Case study: Metropolitan - savagely bitten
PC Nigel Goodenough from the Metropolitan Police
Heathrow Airport based PC Nigel Goodenough was savagely bitten after he approached a woman who was sleeping rough in the terminal.
She became very aggressive and as the officer attempted to restrain her, she lunged forward and bit his leg as hard as she could. PC Goodenough, who has been punched and kicked many times in his 16-year career, said the bite was a first, “It’s not something you can prepare for,” he said.
The woman refused to give a blood sample to rule out the risk that she may have a communicable disease so the officer was put on a course of anti-viral drugs for 28 days that made him violently ill.
PC Goodenough said: “I felt so awful taking the drugs that I literally don’t know how I would have managed to take them for the full 28-day course had she not consented to giving a sample eventually - which meant I could stop taking them after four days. It could have meant missing six weeks of work.

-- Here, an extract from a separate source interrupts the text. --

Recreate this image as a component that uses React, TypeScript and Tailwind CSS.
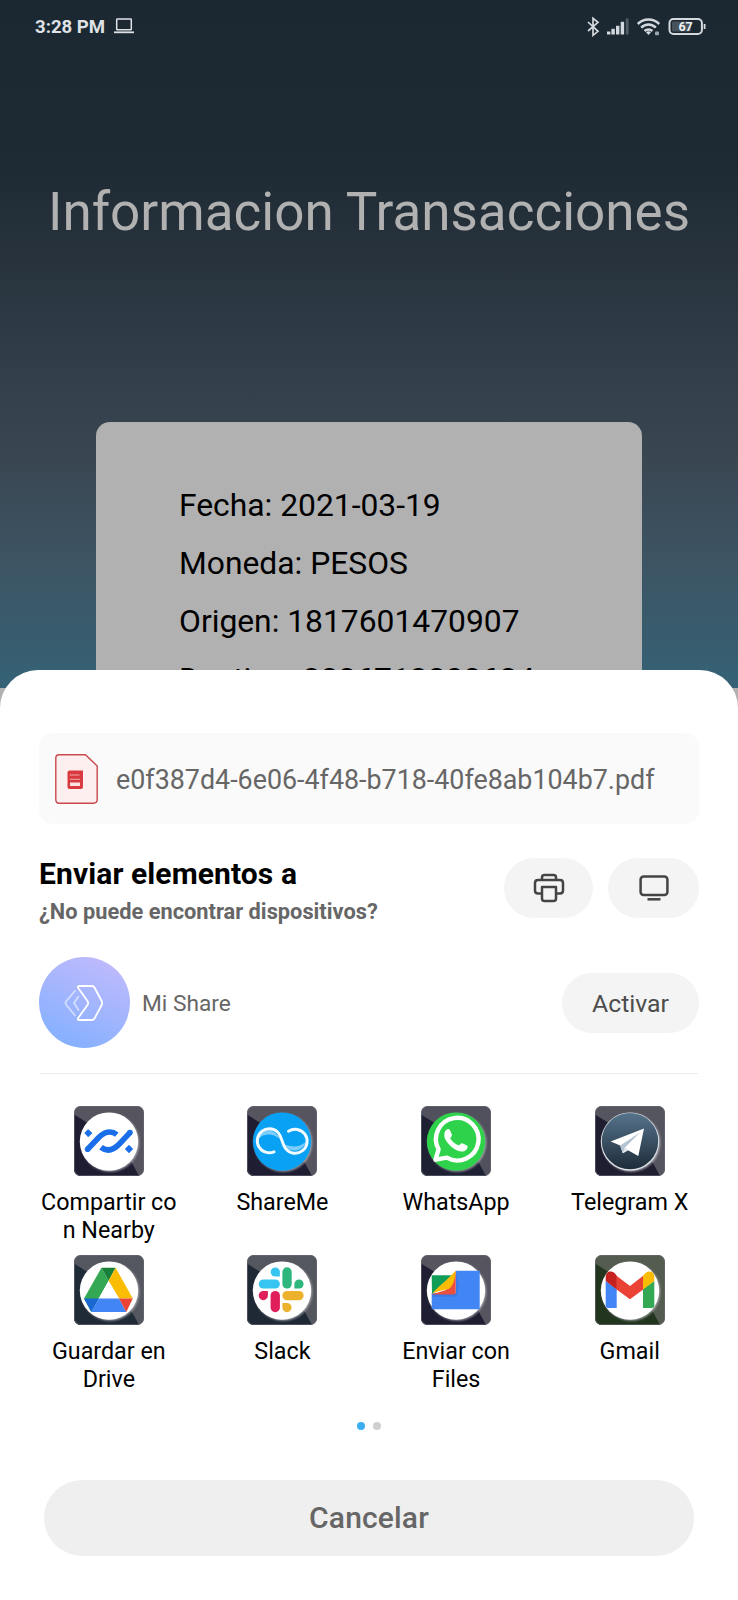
import type { ReactNode } from "react";

function StatusBar() {
  return (
    <header className="flex h-[53px] items-center justify-between pl-[35px] pr-8">
      <div className="flex items-center text-[#dfe3e7]">
        <span className="w-[79px] whitespace-nowrap text-[18.6px] font-bold leading-6">3:28 PM</span>
        <svg width="20" height="16" viewBox="0 0 20 16" fill="none" stroke="currentColor" strokeWidth="1.5" className="-mt-px">
          <rect x="2.7" y="1" width="14.6" height="10.8" rx="0.6" />
          <path d="M0 14.3H20" strokeWidth="1.8" />
        </svg>
      </div>
      <svg width="120" height="22" viewBox="0 0 120 22" fill="none" stroke="#d3d9dd" className="-mt-px text-[#d3d9dd]">
        <path d="M2 7L12 16.3L7 20.3V3.3L12 7.3L2 16" strokeWidth="1.7" />
        <g fill="currentColor" stroke="none">
          <rect x="21" y="16.5" width="3.4" height="3" />
          <rect x="25.4" y="13.8" width="3.4" height="5.7" />
          <rect x="30" y="10.8" width="3.4" height="8.7" />
          <rect x="34.7" y="6.8" width="3.4" height="12.7" />
          <rect x="39.8" y="3.5" width="2.8" height="16" opacity="0.3" />
        </g>
        <g strokeWidth="2.5">
          <path d="M51.8 9A15 15 0 0 1 73.2 9" />
          <path d="M55.2 12.6A10 10 0 0 1 69.8 12.6" />
          <path d="M58.6 16A5.5 5.5 0 0 1 66.4 16" />
        </g>
        <path d="M60 17.2A4 4 0 0 1 65 17.2L62.5 20Z" fill="currentColor" stroke="none" />
        <rect x="69" y="16.5" width="4" height="3.8" rx="1" fill="#9da5ab" stroke="none" />
        <rect x="83.5" y="4" width="32.4" height="15" rx="4" strokeWidth="2" />
        <rect x="86" y="6.4" width="19" height="10.2" rx="1.5" fill="#48525a" stroke="none" />
        <path d="M118.6 9V14" strokeWidth="1.8" />
        <text x="99.6" y="16" textAnchor="middle" fontSize="12.5" fontWeight="700" fill="#eef1f3" stroke="none">67</text>
      </svg>
    </header>
  );
}

type TileProps = { id: string; light: string; dark: string; disc: string; children: ReactNode };

function Tile({ id, light, dark, disc, children }: TileProps) {
  return (
    <svg width="70" height="70" viewBox="0 0 70 70" className="block shrink-0">
      <defs>
        <clipPath id={`clip-${id}`}>
          <rect width="70" height="70" rx="6.500" />
        </clipPath>
        <filter id={`glow-${id}`} x="-20%" y="-20%" width="140%" height="140%">
          <feGaussianBlur stdDeviation="1.200" />
        </filter>
      </defs>
      <g clipPath={`url(#clip-${id})`}>
        <rect width="70" height="70" fill={light} />
        <path d="M0 8.500L12 16L58 57L65 70H0Z" fill={dark} />
        <rect x="0.500" y="0.500" width="69" height="69" rx="6" fill="none" stroke="#6b6b75" strokeOpacity="0.600" />
      </g>
      <circle cx="36.200" cy="36.700" r="29" fill="#c9c9cf" opacity="0.700" filter={`url(#glow-${id})`} />
      <circle cx="35" cy="35.600" r="29.200" fill={disc} />
      {children}
    </svg>
  );
}

const Nearby = () => (
  <Tile id="nearby" light="#55545f" dark="#1f1d32" disc="#ffffff">
    <g fill="none" stroke="#1a6fe8" strokeWidth="5.600">
      <path d="M13.600 43.200L24.500 31.800C30 26 37 24 42.800 28.600" />
      <path d="M56 26.600L45.300 38C39.500 44 33 46 27 41.200" />
    </g>
    <g fill="#1a6fe8">
      <circle cx="13.600" cy="43.200" r="2.800" />
      <circle cx="56" cy="26.600" r="2.800" />
      <path d="M14.200 24L17.600 27.100L14.200 30.400L11.200 27Z" stroke="#1a6fe8" strokeWidth="1.200" strokeLinejoin="round" />
      <path d="M55 39.600L58.300 43L55 46.300L51.700 43Z" stroke="#1a6fe8" strokeWidth="1.200" strokeLinejoin="round" />
    </g>
  </Tile>
);

const ShareMe = () => (
  <Tile id="shareme" light="#55545f" dark="#1f1d32" disc="#08a1f4">
    <path d="M11 33C13 23 26 20 33 33C27 28 18 26 11 33Z" fill="#7dcdfb" />
    <path d="M58.500 36C56 46 43 48 37 38C43 41 52 42 58.500 36Z" fill="#7dcdfb" />
    <path
      d="M27 45.800A12 12 0 1 1 30.500 26C35 30 35 38.500 39 43A12 12 0 1 0 41.500 25.200"
      fill="none"
      stroke="#f2fbff"
      strokeWidth="3"
      strokeLinecap="round"
    />
  </Tile>
);

const WhatsApp = () => (
  <Tile id="whatsapp" light="#50515d" dark="#1e2033" disc="#2fd34b">
    <path
      d="M15.200 54L18.300 43.700A21.300 21.300 0 1 1 26.500 52Z"
      transform="translate(-.7 -.3)"
      fill="none"
      stroke="#fff"
      strokeWidth="4.400"
      strokeLinejoin="round"
    />
    <path
      d="M25.400 23.800C27 22.600 28.400 22.900 29.100 24.600L30.900 28.600C31.200 29.500 30.200 31 29.200 32.200C31.500 36 34 38 38 39.500C39.200 38.200 40.200 37 41.200 37.300L46 39.600C47.300 40.300 46.500 42.500 45 44C41.500 46.900 36.500 45.300 32 42C27.500 38.500 24 34 23.400 30.500C23 27.500 23.800 25 25.400 23.800Z"
      fill="#fff"
    />
  </Tile>
);

const Telegram = () => (
  <Tile id="telegram" light="#55555f" dark="#1f1d30" disc="#dfe3e8">
    <defs>
      <linearGradient id="tg-sky" x1="0" y1="0" x2="0" y2="1">
        <stop offset="0" stopColor="#56748c" />
        <stop offset="1" stopColor="#1e2c3a" />
      </linearGradient>
    </defs>
    <circle cx="35" cy="35.100" r="28.200" fill="url(#tg-sky)" />
    <path d="M15.700 35.600L49 22.400L43.300 50L33 44.300L27.800 47.300L25.200 39.600Z" fill="#fff" />
    <path d="M25.200 39.600L45 26.500L30 41.500L27.800 47.300Z" fill="#b6c3d3" />
    <path d="M30 41.500L33 44.300L27.800 47.300Z" fill="#dce3ec" />
  </Tile>
);

const Drive = () => (
  <Tile id="drive" light="#54575f" dark="#202b38" disc="#ffffff">
    <path d="M27.500 12.700L34.600 25.800L17.300 57L10 43.600Z" fill="#34a853" />
    <path d="M27.500 12.700H41.600L34.600 25.800Z" fill="#188038" />
    <path d="M41.600 12.700L58.800 43.600H45L34.600 25.800Z" fill="#fbbc04" />
    <path d="M34.600 26L45 43.600H24.700Z" fill="#fff" />
    <path d="M10 43.600H24.700L17.300 57Z" fill="#1967d2" />
    <path d="M24.700 43.600H45L52.300 57H17.300Z" fill="#4285f4" />
    <path d="M45 43.600H58.800L52.300 57Z" fill="#ea4335" />
  </Tile>
);

const Slack = () => (
  <Tile id="slack" light="#55575f" dark="#1f2935" disc="#ffffff">
    <g fill="#36c5f0">
      <rect x="11.700" y="24.400" width="21.200" height="9.200" rx="4.600" />
      <path d="M32.900 21.600H28.300A4.600 4.600 0 1 1 32.900 17Z" />
    </g>
    <g fill="#2eb67d">
      <rect x="35.400" y="12.300" width="9.300" height="21.300" rx="4.600" />
      <path d="M47.400 33.600V29A4.600 4.600 0 1 1 52 33.600Z" />
    </g>
    <g fill="#e01e5a">
      <rect x="23.600" y="36" width="9.300" height="21.200" rx="4.600" />
      <path d="M20.900 36V40.600A4.600 4.600 0 1 1 16.300 36Z" />
    </g>
    <g fill="#ecb22e">
      <rect x="35.400" y="36" width="21.200" height="9.300" rx="4.600" />
      <path d="M35.400 48H40A4.600 4.600 0 1 1 35.400 52.600Z" />
    </g>
  </Tile>
);

const Files = () => (
  <Tile id="files" light="#55545f" dark="#1f1d32" disc="#ffffff">
    <path d="M34.700 15.700H58.700V54.300H10.700V38H34.700Z" fill="#4285f4" />
    <path d="M34.700 17L38 30L36 41.500L12 42L10.700 39H34.700Z" fill="#2a5fc4" opacity="0.300" />
    <path d="M10.700 20.300H31L11 39Z" fill="#109d58" />
    <path d="M34.700 15.700V37.500Q34.700 39.500 32.700 39.500H10.700L25 35Z" fill="#ea4f3d" />
    <path d="M34.700 15.700C34 24 32 33 26 34.500C20 35.300 14 37 10.700 39.300C17 32 27 24 34.700 15.700Z" fill="#fbbc04" />
  </Tile>
);

const Gmail = () => (
  <Tile id="gmail" light="#545c50" dark="#22351f" disc="#ffffff">
    <path d="M10.700 26L21.700 34V53H13Q10.700 53 10.700 50.700Z" fill="#4285f4" />
    <path d="M48 34L59.300 26V50.700Q59.300 53 57 53H48Z" fill="#34a853" />
    <path d="M21.200 20.500L35 31L48.500 20.500V34.200L35 44.300L21.200 34.200Z" fill="#ea4335" />
    <path d="M10.700 26V22C10.700 16.500 16 15 20 18.500L21.700 20.800V34.400Z" fill="#c5221f" />
    <path d="M59.300 26V22C59.300 16.500 54 15 50 18.500L48 20.800V34.400Z" fill="#fbbc04" />
  </Tile>
);

const apps: { name: string; lines: string[]; icon: ReactNode }[] = [
  { name: "nearby", lines: ["Compartir co", "n Nearby"], icon: <Nearby /> },
  { name: "shareme", lines: ["ShareMe"], icon: <ShareMe /> },
  { name: "whatsapp", lines: ["WhatsApp"], icon: <WhatsApp /> },
  { name: "telegram", lines: ["Telegram X"], icon: <Telegram /> },
  { name: "drive", lines: ["Guardar en", "Drive"], icon: <Drive /> },
  { name: "slack", lines: ["Slack"], icon: <Slack /> },
  { name: "files", lines: ["Enviar con", "Files"], icon: <Files /> },
  { name: "gmail", lines: ["Gmail"], icon: <Gmail /> },
];

function ShareSheet() {
  return (
    <section className="relative -mt-[18px] flex h-[930px] flex-col rounded-t-[38px] bg-white pt-[63px]">
      <div className="mx-[39px] flex h-[91px] items-center rounded-[14px] bg-[#fafafa] pl-4">
        <svg width="43" height="50" viewBox="0 0 43 50" className="shrink-0">
          <path
            d="M4 .8H30.500L42.200 12V45.500Q42.200 49.200 38.500 49.200H4Q.8 49.200 .8 45.500V4Q.8 .8 4 .8Z"
            fill="#fdeff0"
            stroke="#c9484c"
            strokeWidth="1.400"
          />
          <path d="M14.500 16.500H28V33Q28 35 26 35H14.500Q12.500 35 12.500 33V18.500Q12.500 16.500 14.500 16.500Z" fill="#d83a40" />
          <path d="M14.800 21H24.500M14.800 25.300H25" stroke="#f3a9ab" strokeWidth="1" />
          <rect x="15" y="28.500" width="10" height="3.500" fill="#fbe3e4" />
        </svg>
        <span className="ml-[18px] mt-[3px] whitespace-nowrap text-[26.850px] leading-8 text-[#666]">
          e0f387d4-6e06-4f48-b718-40fe8ab104b7.pdf
        </span>
      </div>

      <div className="mx-[39px] mt-[34px] flex h-[60px] justify-between">
        <div className="whitespace-nowrap">
          <h2 className="text-[30px] font-bold leading-8 tracking-[0.1px] text-black">Enviar elementos a</h2>
          <p className="mt-[10px] text-[21.800px] font-bold leading-6 text-[#666]">¿No puede encontrar dispositivos?</p>
        </div>
        <div className="flex gap-[15px]">
          <button aria-label="Imprimir" className="flex h-[60px] w-[89px] items-center justify-center rounded-full bg-[#f4f4f4]">
            <svg width="32" height="30" viewBox="0 0 32 30" fill="none" stroke="#444" strokeWidth="2.500" strokeLinejoin="round">
              <path d="M9 7V4.500Q9 2 11.500 2H20.500Q23 2 23 4.500V7" />
              <path d="M9 20.500H5Q2 20.500 2 17.500V10Q2 7 5 7H27Q30 7 30 10V17.500Q30 20.500 27 20.500H23" />
              <path d="M9 14H23V25.500Q23 28 20.500 28H11.500Q9 28 9 25.500Z" />
            </svg>
          </button>
          <button aria-label="Pantalla" className="flex h-[60px] w-[91px] items-center justify-center rounded-full bg-[#f4f4f4]">
            <svg width="30" height="26" viewBox="0 0 30 26" fill="none" stroke="#444" strokeWidth="2.500">
              <rect x="1.600" y="1.600" width="26.800" height="18.400" rx="3" />
              <path d="M8.500 24.300H21.500" strokeWidth="2.500" />
            </svg>
          </button>
        </div>
      </div>

      <div className="mx-[39px] mt-[39px] flex h-[91px] items-center">
        <div className="flex size-[91px] items-center justify-center rounded-full bg-linear-[25deg] from-[#7dafff] to-[#c6bbfc]">
          <svg width="40" height="36" viewBox="0 0 40 36" fill="none" stroke="#fff" strokeLinejoin="round" strokeLinecap="round" strokeWidth="1.800" className="-ml-0.5">
            <path d="M15.500 1H28Q29.500 1 30.500 2.500L37.700 16Q38.500 18 37.700 20L30.500 33.500Q29.500 35 28 35H15.500Q13 35 14.200 33L23.500 20Q24.800 18 23.500 16L14.200 3Q13 1 15.500 1Z" />
            <path d="M11 6L2 16.500Q1 18 2 19.500L11 30.500M14.500 11.500L10 18L14.500 25" opacity="0.550" />
          </svg>
        </div>
        <span className="ml-[12px] mt-0.5 flex-1 text-[22.700px] leading-7 text-[#666]">Mi Share</span>
        <button className="h-[60px] w-[137px] rounded-full bg-[#f4f4f4] pt-0.5 text-[24.800px] leading-7 text-[#4d4d4d]">Activar</button>
      </div>

      <hr className="mx-[40px] mt-[25px] border-t border-[#ececec]" />

      <div className="ml-[22px] mt-[32px] grid w-[694.500px] grid-cols-4">
        {apps.map((app) => (
          <div key={app.name} className="flex h-[149px] flex-col items-center">
            {app.icon}
            <p className="mt-[13px] whitespace-nowrap text-center text-[23.300px] leading-[27.500px] text-black">
              {app.lines.map((line) => (
                <span key={line} className="block">
                  {line}
                </span>
              ))}
            </p>
          </div>
        ))}
      </div>

      <div className="mt-[18px] flex justify-center gap-2">
        <span className="size-2 rounded-full bg-[#3aaef0]" />
        <span className="size-2 rounded-full bg-[#cfcfcf]" />
      </div>

      <button className="mx-[44px] mt-[50px] h-[76px] rounded-full bg-[#efefef] text-[30px] font-medium leading-8 tracking-[0.15px] text-[#666]">
        Cancelar
      </button>
    </section>
  );
}

export default function App() {
  return (
    <div className="h-[1600px] w-[738px] overflow-hidden bg-[#b1b1b1] font-['Roboto',sans-serif]">
      <div className="flex h-[688px] flex-col bg-[linear-gradient(#1b2731_0px,#1f2b34_170px,#27323d_255px,#323e49_370px,#3a4753_465px,#3d5463_560px,#375e70_650px,#356276_688px)]">
        <StatusBar />
        <h1 className="mt-[127px] whitespace-nowrap text-center text-[53px] leading-16 text-[#b1b1b1]">
          Informacion Transacciones
        </h1>
        <div className="mx-auto mt-[178px] h-[266px] w-[546px] overflow-hidden rounded-t-[14px] bg-[#b1b1b1] pl-[83px] pt-[54px] text-[31.800px] leading-[58px] text-black">
          <p>Fecha: 2021-03-19</p>
          <p>Moneda: PESOS</p>
          <p>Origen: 1817601470907</p>
          <p>Destino: 2236713203624</p>
        </div>
      </div>
      <ShareSheet />
    </div>
  );
}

“It also had a very bad effect on my wife living with the unknown during that period and seeing what effects the drugs were having on me.”
PC Goodenough thinks the law needs to be changed so that people who bite or spit at officers are required to give a blood sample if infection is suspected.
The National AIDS Trust provides guidance for police forces on HIV as well as general information on HIV and AIDS.